Phase and Inter-Turn: Nomex® or G-10 0.5 mm phase barriers.
End-Winding Support: GPO-3 pads for moderate heat and humidity resilience.
Terminal Boards: GPO-3 plates, cost-effective and easy to machine.
Operating Conditions:
Outdoor ambient extremes (−20 °C to +40 °C).
Vibration from tower and blade motion.
Medium voltage (3.6–6.6 kV).
Insulation Strategy:
Slot Liner: G-10 (1 mm) with polyester film overlay for added dielectric barrier and improved moisture resistance.
Phase Insulation: Kapton® film for inter-turn separation, offering high dielectric strength at elevated temperature.
End-Winding Pads: Nomex® combined with silicone-impregnated glass fabric to handle temperature spikes and moisture.
Slot Wedges: G-10 wedges (3 mm) to firmly hold windings under centrifugal force.
Operating Conditions:
Intermittent operation with frequent start/stop cycles.
Oil and diesel vapors, higher ambient dust.
Typically low to medium voltage (≤ 1 kV up to 3.6 kV).
Insulation Strategy:
Slot Liners: GPO-3 (1.5–2 mm) for cost efficiency; moderate operating temperature (< 100 °C).
End-Winding Pads: GPO-3 or Nomex® sheets for mechanical support and dielectric barrier.
Lead Insulation: Combination of GPO-3 collars and PVC heat-shrink tubing to prevent oil penetration.
Phase Barriers: PET or PPS film between phase windings for turn-to-turn insulation.
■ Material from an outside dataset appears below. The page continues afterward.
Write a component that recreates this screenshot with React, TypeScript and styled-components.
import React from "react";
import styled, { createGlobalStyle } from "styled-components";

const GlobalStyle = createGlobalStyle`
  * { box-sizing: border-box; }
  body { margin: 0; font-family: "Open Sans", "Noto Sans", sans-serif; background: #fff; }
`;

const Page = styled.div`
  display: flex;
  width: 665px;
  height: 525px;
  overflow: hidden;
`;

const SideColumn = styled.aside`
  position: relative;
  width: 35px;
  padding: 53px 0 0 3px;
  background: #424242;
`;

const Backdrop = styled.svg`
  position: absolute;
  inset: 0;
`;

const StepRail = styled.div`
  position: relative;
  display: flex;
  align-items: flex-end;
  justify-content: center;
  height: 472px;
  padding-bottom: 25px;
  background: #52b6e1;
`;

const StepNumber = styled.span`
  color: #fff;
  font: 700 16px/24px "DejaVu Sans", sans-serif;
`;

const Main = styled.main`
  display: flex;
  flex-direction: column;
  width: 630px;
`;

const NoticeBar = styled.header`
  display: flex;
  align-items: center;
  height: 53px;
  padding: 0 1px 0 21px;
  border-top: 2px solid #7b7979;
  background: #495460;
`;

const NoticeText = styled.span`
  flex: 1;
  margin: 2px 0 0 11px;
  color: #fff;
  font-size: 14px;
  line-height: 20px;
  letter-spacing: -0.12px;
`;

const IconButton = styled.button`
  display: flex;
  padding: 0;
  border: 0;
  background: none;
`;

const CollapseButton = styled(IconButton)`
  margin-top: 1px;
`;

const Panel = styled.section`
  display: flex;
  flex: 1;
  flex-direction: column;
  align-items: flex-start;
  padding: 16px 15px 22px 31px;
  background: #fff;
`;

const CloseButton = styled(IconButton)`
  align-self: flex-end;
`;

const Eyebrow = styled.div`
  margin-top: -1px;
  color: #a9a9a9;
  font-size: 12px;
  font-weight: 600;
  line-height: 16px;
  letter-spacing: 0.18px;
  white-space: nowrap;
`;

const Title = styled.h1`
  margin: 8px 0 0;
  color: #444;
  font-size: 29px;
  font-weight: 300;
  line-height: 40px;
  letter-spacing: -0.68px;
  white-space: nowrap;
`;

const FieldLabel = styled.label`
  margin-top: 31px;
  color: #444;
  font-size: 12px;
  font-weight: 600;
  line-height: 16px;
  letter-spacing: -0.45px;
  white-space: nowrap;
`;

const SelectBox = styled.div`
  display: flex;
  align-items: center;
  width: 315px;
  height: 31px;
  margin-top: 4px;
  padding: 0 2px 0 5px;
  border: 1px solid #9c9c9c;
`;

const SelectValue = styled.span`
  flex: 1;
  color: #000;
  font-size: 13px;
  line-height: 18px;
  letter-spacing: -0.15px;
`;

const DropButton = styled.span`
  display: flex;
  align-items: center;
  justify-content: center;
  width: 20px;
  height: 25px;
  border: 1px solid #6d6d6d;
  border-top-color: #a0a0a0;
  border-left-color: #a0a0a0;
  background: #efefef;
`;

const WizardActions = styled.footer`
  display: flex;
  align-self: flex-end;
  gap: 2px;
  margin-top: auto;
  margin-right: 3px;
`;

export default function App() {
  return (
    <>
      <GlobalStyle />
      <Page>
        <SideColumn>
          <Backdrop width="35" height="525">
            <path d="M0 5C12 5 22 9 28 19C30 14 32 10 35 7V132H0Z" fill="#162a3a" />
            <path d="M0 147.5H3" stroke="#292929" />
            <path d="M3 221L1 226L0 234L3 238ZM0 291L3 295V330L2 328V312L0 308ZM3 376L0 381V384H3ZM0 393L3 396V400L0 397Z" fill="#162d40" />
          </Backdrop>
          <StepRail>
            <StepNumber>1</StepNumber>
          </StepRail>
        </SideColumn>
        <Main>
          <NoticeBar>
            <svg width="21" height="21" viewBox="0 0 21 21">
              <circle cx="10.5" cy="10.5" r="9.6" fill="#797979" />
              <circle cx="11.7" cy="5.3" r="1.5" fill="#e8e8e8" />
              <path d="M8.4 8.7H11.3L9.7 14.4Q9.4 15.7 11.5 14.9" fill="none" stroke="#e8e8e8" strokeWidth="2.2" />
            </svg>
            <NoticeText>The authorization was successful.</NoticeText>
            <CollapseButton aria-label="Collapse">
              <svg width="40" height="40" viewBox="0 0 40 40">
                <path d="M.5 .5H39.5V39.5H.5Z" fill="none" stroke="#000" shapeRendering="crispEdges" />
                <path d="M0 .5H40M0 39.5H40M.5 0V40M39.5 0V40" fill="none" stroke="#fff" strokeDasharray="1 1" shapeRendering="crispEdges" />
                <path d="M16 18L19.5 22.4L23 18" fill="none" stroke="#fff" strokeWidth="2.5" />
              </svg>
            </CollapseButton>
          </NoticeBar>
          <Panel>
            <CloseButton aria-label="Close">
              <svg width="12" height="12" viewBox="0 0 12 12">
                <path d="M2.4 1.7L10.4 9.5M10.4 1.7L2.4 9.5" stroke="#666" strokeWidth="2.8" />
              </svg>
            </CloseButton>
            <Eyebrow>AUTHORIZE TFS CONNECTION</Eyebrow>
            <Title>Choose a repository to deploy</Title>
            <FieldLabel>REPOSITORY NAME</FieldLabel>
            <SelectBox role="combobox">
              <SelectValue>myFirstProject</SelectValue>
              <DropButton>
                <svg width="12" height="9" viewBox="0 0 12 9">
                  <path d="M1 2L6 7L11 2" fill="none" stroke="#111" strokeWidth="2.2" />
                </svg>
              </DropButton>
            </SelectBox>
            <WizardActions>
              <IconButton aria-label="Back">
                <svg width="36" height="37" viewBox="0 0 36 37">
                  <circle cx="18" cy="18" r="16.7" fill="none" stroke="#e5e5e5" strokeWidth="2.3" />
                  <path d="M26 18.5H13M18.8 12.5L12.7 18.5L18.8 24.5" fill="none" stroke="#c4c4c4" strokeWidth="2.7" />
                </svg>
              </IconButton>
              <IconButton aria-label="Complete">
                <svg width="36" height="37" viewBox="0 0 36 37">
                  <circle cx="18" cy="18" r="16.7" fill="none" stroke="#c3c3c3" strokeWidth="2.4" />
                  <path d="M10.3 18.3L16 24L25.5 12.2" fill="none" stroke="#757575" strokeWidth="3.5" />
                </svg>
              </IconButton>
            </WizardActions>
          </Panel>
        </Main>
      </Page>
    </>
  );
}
Choosing the right insulation materials involves balancing multiple factors: temperature class, voltage class, environmental conditions, mechanical demands, and budget constraints. The following checklist can guide the selection process:
Determine Operating Temperature Range
≤ 105 °C (E-class): Glass polyester (GPO-3), PET, PPS.
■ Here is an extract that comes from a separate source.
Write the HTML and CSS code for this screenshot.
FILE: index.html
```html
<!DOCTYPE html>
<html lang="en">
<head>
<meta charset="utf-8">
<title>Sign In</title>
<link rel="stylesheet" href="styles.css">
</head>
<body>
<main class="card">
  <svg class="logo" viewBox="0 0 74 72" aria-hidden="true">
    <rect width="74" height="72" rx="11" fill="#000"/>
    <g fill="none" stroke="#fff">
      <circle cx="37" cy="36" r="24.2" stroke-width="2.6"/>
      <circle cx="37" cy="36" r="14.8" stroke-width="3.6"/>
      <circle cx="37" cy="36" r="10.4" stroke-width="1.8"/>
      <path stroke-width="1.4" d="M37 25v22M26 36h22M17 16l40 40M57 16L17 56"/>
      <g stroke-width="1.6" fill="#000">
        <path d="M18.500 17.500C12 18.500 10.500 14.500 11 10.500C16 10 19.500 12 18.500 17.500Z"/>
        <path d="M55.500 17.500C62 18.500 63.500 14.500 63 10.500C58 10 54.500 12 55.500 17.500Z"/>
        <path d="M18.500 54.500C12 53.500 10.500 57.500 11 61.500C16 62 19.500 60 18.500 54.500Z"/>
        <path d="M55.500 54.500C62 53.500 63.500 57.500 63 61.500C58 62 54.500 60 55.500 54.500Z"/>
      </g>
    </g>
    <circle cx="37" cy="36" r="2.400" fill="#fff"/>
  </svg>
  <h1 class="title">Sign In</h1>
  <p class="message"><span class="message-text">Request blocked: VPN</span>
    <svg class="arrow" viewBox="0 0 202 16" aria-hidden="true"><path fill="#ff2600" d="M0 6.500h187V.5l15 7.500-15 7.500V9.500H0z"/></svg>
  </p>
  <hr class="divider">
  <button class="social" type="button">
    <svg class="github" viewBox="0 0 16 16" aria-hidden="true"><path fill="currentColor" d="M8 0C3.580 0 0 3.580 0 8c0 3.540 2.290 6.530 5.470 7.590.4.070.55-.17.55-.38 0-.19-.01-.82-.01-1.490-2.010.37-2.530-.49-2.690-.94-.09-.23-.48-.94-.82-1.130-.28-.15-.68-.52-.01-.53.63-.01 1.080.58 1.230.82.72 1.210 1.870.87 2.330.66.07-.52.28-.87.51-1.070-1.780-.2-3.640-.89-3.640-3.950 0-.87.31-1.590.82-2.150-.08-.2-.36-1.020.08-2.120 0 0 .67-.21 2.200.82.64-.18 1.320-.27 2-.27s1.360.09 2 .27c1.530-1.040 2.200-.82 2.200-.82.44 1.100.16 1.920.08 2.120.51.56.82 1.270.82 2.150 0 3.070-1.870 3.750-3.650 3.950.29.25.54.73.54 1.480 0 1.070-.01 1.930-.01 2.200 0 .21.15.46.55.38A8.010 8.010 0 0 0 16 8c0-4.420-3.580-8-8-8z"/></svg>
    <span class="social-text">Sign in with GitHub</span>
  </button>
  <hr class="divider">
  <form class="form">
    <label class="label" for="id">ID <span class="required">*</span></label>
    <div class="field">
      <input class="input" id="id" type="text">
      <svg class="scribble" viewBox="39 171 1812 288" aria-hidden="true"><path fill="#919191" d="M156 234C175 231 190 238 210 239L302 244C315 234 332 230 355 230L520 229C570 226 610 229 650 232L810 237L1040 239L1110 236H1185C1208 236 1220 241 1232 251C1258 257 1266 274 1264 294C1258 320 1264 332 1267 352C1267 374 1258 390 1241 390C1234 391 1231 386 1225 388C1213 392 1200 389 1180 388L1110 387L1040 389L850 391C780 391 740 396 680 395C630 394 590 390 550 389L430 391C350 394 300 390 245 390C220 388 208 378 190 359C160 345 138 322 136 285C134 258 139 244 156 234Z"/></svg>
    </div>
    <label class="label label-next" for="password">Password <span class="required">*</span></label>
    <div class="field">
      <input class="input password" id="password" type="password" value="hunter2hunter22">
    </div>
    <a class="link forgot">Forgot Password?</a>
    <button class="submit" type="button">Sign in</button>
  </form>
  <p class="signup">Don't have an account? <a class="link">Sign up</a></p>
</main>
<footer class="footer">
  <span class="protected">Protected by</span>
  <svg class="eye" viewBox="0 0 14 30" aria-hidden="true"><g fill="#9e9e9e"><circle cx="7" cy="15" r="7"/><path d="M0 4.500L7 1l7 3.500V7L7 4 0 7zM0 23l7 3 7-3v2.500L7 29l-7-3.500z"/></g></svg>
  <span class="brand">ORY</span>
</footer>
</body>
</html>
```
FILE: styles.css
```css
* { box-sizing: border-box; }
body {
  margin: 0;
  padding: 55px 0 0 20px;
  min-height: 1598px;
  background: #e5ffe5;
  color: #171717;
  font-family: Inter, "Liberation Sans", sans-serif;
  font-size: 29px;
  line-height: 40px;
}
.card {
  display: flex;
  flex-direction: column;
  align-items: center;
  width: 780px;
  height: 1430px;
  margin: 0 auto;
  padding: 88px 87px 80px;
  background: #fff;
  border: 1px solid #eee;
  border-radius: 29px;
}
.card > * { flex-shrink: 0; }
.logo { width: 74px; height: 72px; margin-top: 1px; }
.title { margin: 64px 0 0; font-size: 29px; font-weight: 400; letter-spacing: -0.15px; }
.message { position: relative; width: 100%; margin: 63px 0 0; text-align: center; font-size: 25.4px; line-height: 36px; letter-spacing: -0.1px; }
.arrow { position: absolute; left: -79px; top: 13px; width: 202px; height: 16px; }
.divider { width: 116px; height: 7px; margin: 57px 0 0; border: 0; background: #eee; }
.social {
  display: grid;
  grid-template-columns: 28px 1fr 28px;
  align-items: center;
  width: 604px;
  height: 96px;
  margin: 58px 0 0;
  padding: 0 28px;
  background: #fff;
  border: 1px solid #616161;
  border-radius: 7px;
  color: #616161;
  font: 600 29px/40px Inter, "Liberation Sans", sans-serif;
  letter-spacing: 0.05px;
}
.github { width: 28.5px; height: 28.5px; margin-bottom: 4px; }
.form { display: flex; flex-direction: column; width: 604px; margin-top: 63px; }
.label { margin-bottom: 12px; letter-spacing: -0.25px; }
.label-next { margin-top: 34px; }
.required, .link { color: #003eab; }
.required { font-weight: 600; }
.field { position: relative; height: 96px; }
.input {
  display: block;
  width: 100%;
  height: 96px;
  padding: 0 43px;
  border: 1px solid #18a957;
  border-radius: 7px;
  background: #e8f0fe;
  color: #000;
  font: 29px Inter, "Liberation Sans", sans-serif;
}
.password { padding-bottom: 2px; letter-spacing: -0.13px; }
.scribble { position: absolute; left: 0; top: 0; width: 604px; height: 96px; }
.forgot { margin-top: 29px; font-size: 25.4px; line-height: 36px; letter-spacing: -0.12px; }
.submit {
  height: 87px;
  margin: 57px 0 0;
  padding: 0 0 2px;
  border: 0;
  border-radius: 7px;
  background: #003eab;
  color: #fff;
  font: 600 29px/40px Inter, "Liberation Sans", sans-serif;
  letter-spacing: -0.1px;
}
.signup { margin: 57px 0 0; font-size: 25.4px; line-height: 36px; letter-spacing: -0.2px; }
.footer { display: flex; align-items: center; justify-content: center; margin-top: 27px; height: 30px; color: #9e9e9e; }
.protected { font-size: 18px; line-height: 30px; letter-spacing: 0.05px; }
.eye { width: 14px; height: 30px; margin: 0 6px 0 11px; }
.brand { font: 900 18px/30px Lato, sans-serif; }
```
≤ 115 °C (F-class): NEMA G-10, Nomex®, polyimide film.
≤ 150 °C (H-class): NEMA G-11, Nomex®, silicone-impregnated fabrics, polyimide.
≥ 155 °C (C-class and above): Mica paper, mica-epoxy composites, ceramic or mineral-based systems.
Assess Voltage and Dielectric Stress
Low Voltage (< 3.6 kV): GPO-3, PET, PPS films may suffice.
Medium Voltage (3.6–10 kV): G-10 or G-11 with additional varnish or polyimide layers.
High Voltage (≥ 10 kV): G-11, mica-epoxy blends, multiple insulation layers to handle surge voltages.
Consider Moisture and Environmental Exposure
High humidity or occasional water spray:
Lower Moisture Absorption: G-11, Nomex®, silicone-impregnated glass.
Protective Coatings: Apply varnish, silicone, or polyurethane to GPO-3 or G-10 surfaces.
Chemical exposure (oils, solvents):
Resistant Materials: Polyimide, PPS, silicone-impregnated fabrics.
Evaluate Mechanical Loads and Vibration
High Mechanical Stress: G-11 retains rigidity and compressive strength at elevated temperatures.
High Vibration: Nomex® combined with rigid epoxy laminates for damping and support.
Analyze Cost Constraints and Availability
Budget-Driven Designs: Use GPO-3 and G-10 where temperature and voltage demands are moderate.
Critical Reliability: For high-value turbine or critical backup generators, invest in G-11, mica composites, and top-tier polyimide materials.
Design for Manufacturability and Serviceability
Ease of Machining: GPO-3 and G-10 sheet stock machine easily with standard tools, reducing fabrication costs.
Field Repairs: GPO-3 and Nomex® pads can be replaced relatively quickly during maintenance stops.
Custom Shapes: Epoxy laminates allow for precise machining into complex fixtures and supports.
A well-engineered insulation system is fundamental to generator reliability, safety, and longevity. Recognizing the unique properties of NEMA G-10, NEMA G-11, and GPO-3 lets designers tailor insulation layers to match temperature class, voltage level, mechanical stresses, and environmental factors. While G-10 meets most F-class requirements with cost efficiency, G-11 extends performance to H-class temperatures, and GPO-3 offers an economical E-class solution for smaller or less demanding units. Complementary materials—mica, Nomex®, polyimide, PPS, and silicone-based fabrics—can be integrated to address extreme environments or specialized needs.
By following structured selection guidelines—considering operating temperature, electrical stress, moisture, mechanical load, cost, and manufacturability—engineers can optimize every insulation component, from stator slot liners and slot wedges to end-winding pads and phase barriers. The result is an insulation system that delivers safe, efficient, and maintenance-friendly operation across steam, hydro, wind, diesel, and gas turbine generator platforms. This comprehensive approach ensures that each generator, regardless of type or application, remains protected against electrical breakdown, thermal degradation, and mechanical fatigue for years of uninterrupted service.